Task brief | Count the lines in the entries below that include the word "styles". Give nothing but the number.

Web page code records:

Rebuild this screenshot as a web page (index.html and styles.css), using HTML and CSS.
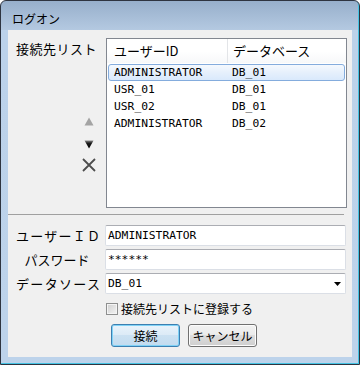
FILE: index.html
```html
<!DOCTYPE html>
<html lang="ja">
<head>
    <meta charset="UTF-8">
    <meta name="viewport" content="width=device-width, initial-scale=1.0">
    <title>ログオン</title>
    <link rel="stylesheet" href="styles.css">
</head>
<body>
    <div class="window">
        <div class="titlebar">ログオン</div>
        <div class="client">
            <div class="list-section">
                <div class="list-side">
                    <div class="list-label">接続先リスト</div>
                    <div class="list-tools">
                        <svg class="tool-up" width="10" height="9" viewBox="0 0 10 9"><path d="M5 0.5L9.5 8.5H0.5Z" fill="#a4a4a4"/></svg>
                        <svg class="tool-down" width="10" height="9" viewBox="0 0 10 9">
                            <defs><linearGradient id="dn" x1="0" y1="0" x2="0" y2="1"><stop offset="0" stop-color="#8a8a8a"/><stop offset="0.35" stop-color="#1a1a1a"/><stop offset="1" stop-color="#000"/></linearGradient></defs>
                            <path d="M0.5 0.5H9.5L5 8.5Z" fill="url(#dn)"/>
                        </svg>
                        <svg class="tool-remove" width="14" height="14" viewBox="0 0 14 14"><path d="M1 1L13 13M13 1L1 13" stroke="#4d4d4d" stroke-width="1.8"/></svg>
                    </div>
                </div>
                <div class="listview">
                    <div class="lv-header">
                        <div class="lv-head1">ユーザーID</div>
                        <div class="lv-head2">データベース</div>
                    </div>
                    <div class="lv-row selected"><span class="lv-col1">ADMINISTRATOR</span><span>DB_01</span></div>
                    <div class="lv-row"><span class="lv-col1">USR_01</span><span>DB_01</span></div>
                    <div class="lv-row"><span class="lv-col1">USR_02</span><span>DB_01</span></div>
                    <div class="lv-row"><span class="lv-col1">ADMINISTRATOR</span><span>DB_02</span></div>
                </div>
            </div>

            <div class="separator"></div>

            <div class="form">
                <div class="form-label spread">ユーザーＩＤ</div>
                <div class="field">ADMINISTRATOR</div>
                <div class="form-label centered">パスワード</div>
                <div class="field">******</div>
                <div class="form-label spread">データソース</div>
                <div class="field combo">
                    <span>DB_01</span>
                    <svg width="7" height="4" viewBox="0 0 7 4"><path d="M0 0H7L3.5 4Z" fill="#000"/></svg>
                </div>
            </div>

            <div class="check-row">
                <span class="checkbox"></span>
                <span class="check-label">接続先リストに登録する</span>
            </div>

            <div class="buttons">
                <button class="btn btn-default">接続</button>
                <button class="btn">キャンセル</button>
            </div>
        </div>
    </div>
</body>
</html>
```

FILE: styles.css
```css
* {
    box-sizing: border-box;
}
body {
    margin: 0;
    font-family: "Noto Sans CJK JP", sans-serif;
    font-size: 13px;
    color: #000;
}
.window {
    width: 360px;
    height: 365px;
    border: 1px solid #2e3440;
    border-radius: 6px 6px 0 0;
    background: linear-gradient(to bottom, #97afcb 0, #b4c9e1 29px, #bcd2ea 29px, #bdd3eb 100%);
    box-shadow: inset -1px -1px 0 #45c3e3;
    display: flex;
    flex-direction: column;
}
.titlebar {
    height: 29px;
    padding: 10px 0 0 11px;
    font-size: 12px;
    line-height: 16px;
    color: #000;
}
.client {
    flex: 1;
    margin: 0 7px 7px 7px;
    background: #f0f0f0;
    display: flex;
    flex-direction: column;
}

/* connection list */
.list-section {
    display: flex;
    padding-top: 8px;
}
.list-side {
    width: 98px;
    display: flex;
    flex-direction: column;
}
.list-label {
    margin-top: 2px;
    padding-left: 8px;
    line-height: 17px;
    letter-spacing: 0.5px;
}
.list-tools {
    margin: 60px 0 0 74px;
    width: 14px;
    display: flex;
    flex-direction: column;
    align-items: center;
}
.tool-down {
    margin-top: 14px;
}
.tool-remove {
    margin-top: 9px;
}
.listview {
    width: 241px;
    height: 170px;
    border: 1px solid #828790;
    background: #fff;
}
.lv-header {
    display: flex;
    height: 24px;
    line-height: 24px;
    background: linear-gradient(to bottom, #fff 0, #fff 50%, #f7f8f9 100%);
}
.lv-head1 {
    width: 121px;
    padding-left: 7px;
    border-right: 1px solid #e3e5e8;
}
.lv-head2 {
    padding-left: 5px;
}
.lv-row {
    display: flex;
    height: 17px;
    line-height: 15px;
    margin: 0 1px 0 1px;
    border: 1px solid transparent;
    border-radius: 3px;
    font-family: "DejaVu Sans Mono", monospace;
    font-size: 11.3px;
}
.lv-header + .lv-row {
    margin-top: 1px;
}
.lv-row.selected {
    border-color: #84acdd;
    background: linear-gradient(to bottom, #f5f9fe 0, #e6f0fc 50%, #d9e9fc 100%);
}
.lv-col1 {
    width: 123px;
    padding-left: 5px;
}

.separator {
    margin: 6px 8px 0 0;
    height: 1px;
    background: #a0a0a0;
}

/* login form */
.form {
    display: grid;
    grid-template-columns: 97px 241px;
    row-gap: 3px;
    margin-top: 10px;
}
.form-label {
    padding: 0 5px 0 8px;
    line-height: 21px;
}
.form-label.spread {
    text-align: justify;
    text-align-last: justify;
}
.form-label.centered {
    text-align: center;
    padding-right: 7px;
}
.field {
    height: 21px;
    border: 1px solid #dbdfe6;
    border-top-color: #abadb3;
    border-radius: 2px;
    background: #fff;
    padding-left: 2px;
    font-family: "DejaVu Sans Mono", monospace;
    font-size: 11.3px;
    line-height: 19px;
}
.combo {
    display: flex;
    justify-content: space-between;
    align-items: center;
    padding-right: 4px;
}

.check-row {
    display: flex;
    align-items: center;
    gap: 3px;
    margin-top: 9px;
    padding-left: 98px;
    height: 12px;
}
.checkbox {
    width: 12px;
    height: 12px;
    border: 1px solid #8e8f8f;
    background: linear-gradient(135deg, #cfcfcf 0, #f4f4f4 100%);
    box-shadow: inset 0 0 0 1px #f4f4f4;
}
.check-label {
    font-size: 12px;
    line-height: 14px;
}

.buttons {
    display: flex;
    gap: 8px;
    margin-top: 9px;
    padding-left: 103px;
}
.btn {
    width: 69px;
    height: 23px;
    padding: 0;
    font-family: "Noto Sans CJK JP", sans-serif;
    font-size: 12px;
    color: #000;
    border: 1px solid #707070;
    border-radius: 3px;
    background: linear-gradient(to bottom, #f2f2f2 0, #ebebeb 50%, #dddddd 50%, #cfcfcf 100%);
    box-shadow: inset 0 0 0 1px #fcfcfc;
}
.btn-default {
    border-color: #3c7fb1;
    background: linear-gradient(to bottom, #e9f3fb 0, #dbeaf6 50%, #cbe1f2 50%, #c2dbef 100%);
    box-shadow: inset 0 0 0 1px #7fd2f6;
}
```
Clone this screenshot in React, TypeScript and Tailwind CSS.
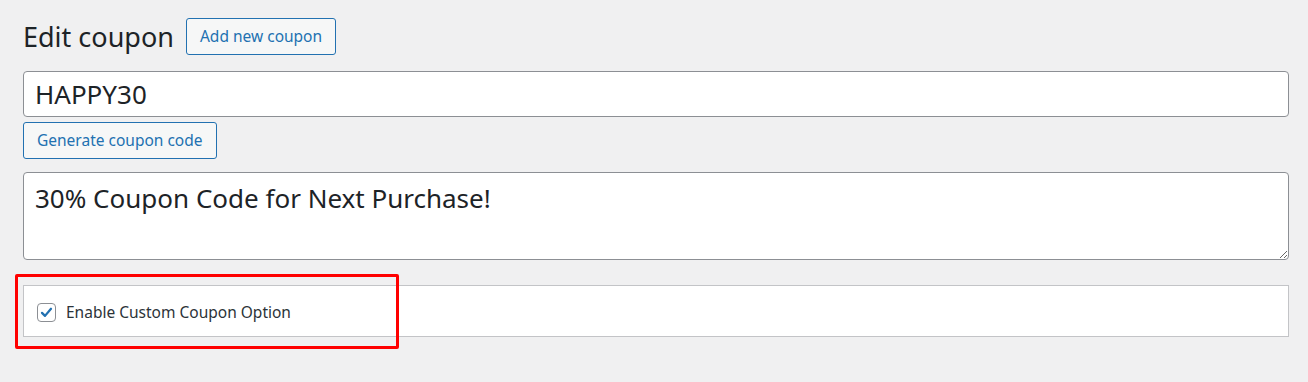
import React from 'react';

const font = { fontFamily: '"Noto Sans", "Open Sans", sans-serif' };

export default function App() {
  return (
    <div
      className="w-[1308px] h-[382px] bg-[#f0f0f1] text-[#1d2327] overflow-hidden relative"
      style={font}
    >
      <div className="pl-[23px] pr-[19px] pt-[18px]">
        {/* Title row */}
        <div className="flex items-center gap-[12px]">
          <h1 className="text-[27px] leading-none font-normal">Edit coupon</h1>
          <button className="h-[37px] px-[13px] border border-[#2271b1] rounded-[3px] bg-[#f6f7f7] text-[#2271b1] text-[15.5px]">
            Add new coupon
          </button>
        </div>

        {/* Coupon code */}
        <input
          readOnly
          value="HAPPY30"
          className="mt-[16px] block w-full h-[46px] px-[11px] bg-white border border-[#8c8f94] rounded-[4px] text-[26px] text-[#1d2327] outline-none"
        />
        <button className="mt-[5px] h-[37px] px-[13px] border border-[#2271b1] rounded-[3px] bg-[#f6f7f7] text-[#2271b1] text-[15.5px]">
          Generate coupon code
        </button>

        {/* Description */}
        <textarea
          readOnly
          value="30% Coupon Code for Next Purchase!"
          className="mt-[13px] block w-full h-[88px] px-[11px] pt-[9px] bg-white border border-[#8c8f94] rounded-[4px] text-[26px] leading-[1.3] text-[#1d2327] outline-none resize-y"
        />

        {/* Option panel */}
        <div className="mt-[25px] h-[52px] bg-white border border-[#c3c4c7] flex items-center pl-[13px] pt-[3px]">
          <span className="w-[19px] h-[19px] rounded-[4px] border border-[#8c8f94] bg-white flex items-center justify-center">
            <svg width="15" height="15" viewBox="0 0 20 20">
              <path
                d="M4 10.5 L8 14.5 L16 5"
                fill="none"
                stroke="#2271b1"
                strokeWidth="3"
                strokeLinecap="round"
                strokeLinejoin="round"
              />
            </svg>
          </span>
          <span className="ml-[10px] text-[15.5px] text-[#2c3338]">Enable Custom Coupon Option</span>
        </div>
      </div>

      {/* Red highlight annotation */}
      <div className="absolute left-[15px] top-[274px] w-[384px] h-[75px] border-[3px] border-[#ff0000] rounded-[2px] pointer-events-none" />
    </div>
  );
}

Full response | 3